Airflow 3 Pods fail with ModuleNotFoundError: airflow.providers.cncf

  • Cause: Cluster configuration override missing or not applied.
  • Solution:
    • Reapply the override function in the Airflow 3 migration guide.
    • Ensure minimumAstroRuntimeVersion is set to 3.1-2 or higher in the override config.

Airflow Deployments fail with Postgres connection errors after upgrade due to missing database name

  • Cause: The astronomer-bootstrap secret connection string does not include a database name suffix (for example, /main on AWS RDS or /postgres on AKS), causing connection failures. Verify the correct database name by logging in to your database.
  • Solution:
    • Patch the astronomer-bootstrap secret so connection ends with /<database_name>, then run a Helm upgrade.
    • The secret is in the astronomer namespace (or the namespace where you install APC).
    • In CP/DP mode, patch in both the Control Plane and Data Plane clusters.
$# Namespace where APC is installed
$NAMESPACE=astronomer
$# Database name suffix; for AWS the default database is usually "main", for AKS "postgres"
$DB_NAME=main
$
$# Read current connection string, append database name, and update the secret
$CURRENT=$(kubectl -n "$NAMESPACE" get secret astronomer-bootstrap -o jsonpath='{.data.connection}' | base64 -d)
$NEW="${CURRENT%/}/$DB_NAME"
$kubectl -n "$NAMESPACE" patch secret astronomer-bootstrap --type=merge -p "{\"data\":{\"connection\":\"$(printf '%s' "$NEW" | base64 -w0)\"}}"
$
$# Apply the update with a Helm upgrade
$helm upgrade -f values.yaml -n "$NAMESPACE" astronomer astronomer/astronomer

Houston migration fails due to duplicate workspace labels

  • Cause: The upgrade includes a migration that adds a unique constraint to the Workspace.label column. If your database contains workspaces with duplicate labels, the migration fails with Prisma error P3009. Once the migration is marked as failed, all subsequent migrations are blocked, preventing Houston from starting.

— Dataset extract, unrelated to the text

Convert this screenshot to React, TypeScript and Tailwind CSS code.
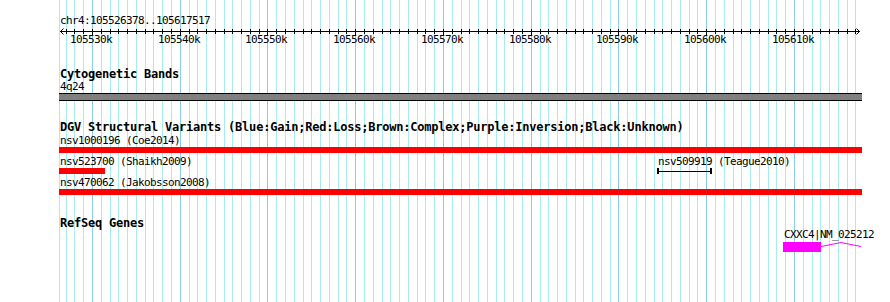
const START_KB = 105526.378;
const PX_PER_KB = 8.775;
const LEFT = 59;

// page x of a position given in kb
const xAt = (kb: number) => Math.round(60.2 + (kb - START_KB) * PX_PER_KB);

const gridKb = Array.from({ length: 91 }, (_, i) => 105527 + i);
const isMajor = (kb: number) => kb % 10 === 0;

const small = 'text-[11px] leading-[12px] tracking-[-0.62px] whitespace-pre';
const bold = 'text-[12px] leading-[13px] font-bold tracking-[-0.22px] whitespace-pre';

const Grid = () => (
  <svg className="absolute inset-0" width={890} height={302}>
    <rect x={59} y={0} width={1} height={302} fill="#a9ecf0" />
    {gridKb.map((kb) => (
      <rect
        key={kb}
        x={xAt(kb)}
        y={0}
        width={1}
        height={302}
        fill={isMajor(kb) ? '#8ccbf0' : '#a9ecf0'}
      />
    ))}
  </svg>
);

const Ruler = () => (
  <div className="relative h-[20px] w-[803px]">
    <svg className="absolute inset-0" width={803} height={20}>
      {/* axis */}
      <rect x={1} y={4} width={800} height={1} fill="#000" />
      <path d="M1.5 4.5 L4.5 1.5 M1.5 4.5 L4.5 7.5" stroke="#000" strokeWidth={1} fill="none" />
      <path d="M800.5 4.5 L797.5 1.5 M800.5 4.5 L797.5 7.5" stroke="#000" strokeWidth={1} fill="none" />
      {gridKb.map((kb) => (
        <rect
          key={kb}
          x={xAt(kb) - LEFT}
          y={2}
          width={1}
          height={isMajor(kb) ? 6 : 5}
          fill="#000"
        />
      ))}
    </svg>
    {gridKb.filter(isMajor).map((kb) => (
      <span
        key={kb}
        className={`absolute top-[7px] ${small}`}
        style={{ left: xAt(kb) - LEFT - 22 }}
      >
        {kb}k
      </span>
    ))}
  </div>
);

type Feature = {
  name: string;
  x: number; // page x
  w: number;
  kind: 'bar' | 'interval';
};

const dgvRows: Feature[][] = [
  [{ name: 'nsv1000196 (Coe2014)', x: 59, w: 803, kind: 'bar' }],
  [
    { name: 'nsv523700 (Shaikh2009)', x: 59, w: 46, kind: 'bar' },
    { name: 'nsv509919 (Teague2010)', x: 657, w: 55, kind: 'interval' },
  ],
  [{ name: 'nsv470062 (Jakobsson2008)', x: 59, w: 803, kind: 'bar' }],
];

const FeatureGlyph = ({ f }: { f: Feature }) => (
  <div className="absolute top-0 h-[18px]" style={{ left: f.x - LEFT + 1 }}>
    <p className={small}>{f.name}</p>
    {f.kind === 'bar' ? (
      <div className="h-[6px] bg-[#ff0000]" style={{ width: f.w, marginLeft: -1 }} />
    ) : (
      <div className="relative h-[6px]" style={{ width: f.w, marginLeft: -1 }}>
        <div className="absolute left-0 top-0 h-[6px] w-[2px] bg-black" />
        <div className="absolute left-0 right-0 top-[3px] h-px bg-black" />
        <div className="absolute right-0 top-0 h-[6px] w-[2px] bg-black" />
      </div>
    )}
  </div>
);

export default function App() {
  return (
    <div className="relative w-[890px] h-[302px] overflow-hidden bg-white text-black font-['DejaVu_Sans_Mono','Liberation_Mono',monospace]">
      <Grid />
      <div className="relative flex flex-col pl-[59px] pt-[15px]">
        <p className={`pl-px ${small}`}>chr4:105526378..105617517</p>
        <Ruler />

        {/* Cytogenetic bands */}
        <section className="mt-[21px]">
          <h3 className={`pl-px ${bold}`}>Cytogenetic Bands</h3>
          <p className={`pl-px ${small}`}>4q24</p>
          <div className="h-[8px] w-[803px] border-y border-black bg-[#808080]" />
        </section>

        {/* DGV */}
        <section className="mt-[20px]">
          <h3 className={`pl-px ${bold}`}>
            DGV Structural Variants (Blue:Gain;Red:Loss;Brown:Complex;Purple:Inversion;Black:Unknown)
          </h3>
          <div className="mt-px flex flex-col gap-[3px]">
            {dgvRows.map((row, i) => (
              <div key={i} className="relative h-[18px] w-[803px]">
                {row.map((f) => (
                  <FeatureGlyph key={f.name} f={f} />
                ))}
              </div>
            ))}
          </div>
        </section>

        {/* RefSeq */}
        <section className="mt-[22px]">
          <h3 className={`pl-px text-[12px] leading-[12px] font-bold tracking-[-0.22px]`}>RefSeq Genes</h3>
          <div className="relative h-[24px] w-[803px]">
            <div className="absolute top-0" style={{ left: 783 - LEFT + 1 }}>
              <p className={small}>CXXC4|NM_025212</p>
            </div>
            <svg
              className="absolute top-[13px]"
              style={{ left: 783 - LEFT }}
              width={80}
              height={11}
            >
              <rect x={0} y={0} width={38} height={10} fill="#ff00ff" />
              <polyline
                points="38,4.5 58,0.5 78,4.5"
                stroke="#ff00ff"
                strokeWidth={1}
                fill="none"
              />
            </svg>
          </div>
        </section>
      </div>
    </div>
  );
}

  • Symptoms: Houston database migration pods fail with Error: P3009 and the message migrate found failed migrations in the target database. Houston API and worker pods enter CrashLoopBackOff.

  • Solution:

    1. Connect to your Houston database and check for duplicate workspace labels:

      1SET search_path TO "houston$default";
      2SELECT label, COUNT(*) FROM "Workspace" GROUP BY label HAVING COUNT(*) > 1;
    2. Resolve the duplicates by renaming one of the workspace labels. Use the workspace ID as a suffix to guarantee uniqueness:

      1UPDATE "Workspace" SET label = label || '-' || id
      2WHERE id = '<workspace-id-to-rename>';
    3. Verify the failed migration did not partially apply by checking whether the unique constraint already exists:

      1SELECT constraint_name FROM information_schema.table_constraints
      2WHERE table_schema = 'houston$default'
      3 AND table_name = 'Workspace'
      4 AND constraint_type = 'UNIQUE';

      If the unique constraint on label is not present, delete the failed migration record so it can be retried. Back up your database before making this change.

      1DELETE FROM "houston$default"."_prisma_migrations"
      2 WHERE migration_name = '20250918072802_added_unique_constraint_to_ws_label';
    4. Re-run the Helm upgrade:

      $helm upgrade -f values.yaml -n astronomer astronomer astronomer/astronomer --version 1.0.x

Partially applied database migration

  • Cause: Prisma migration interrupted during the JetStream upgrade.
  • Solution:
    • Run migration manually:
    1npx prisma migrate deploy
    • Verify the Cluster and Deployment tables exist.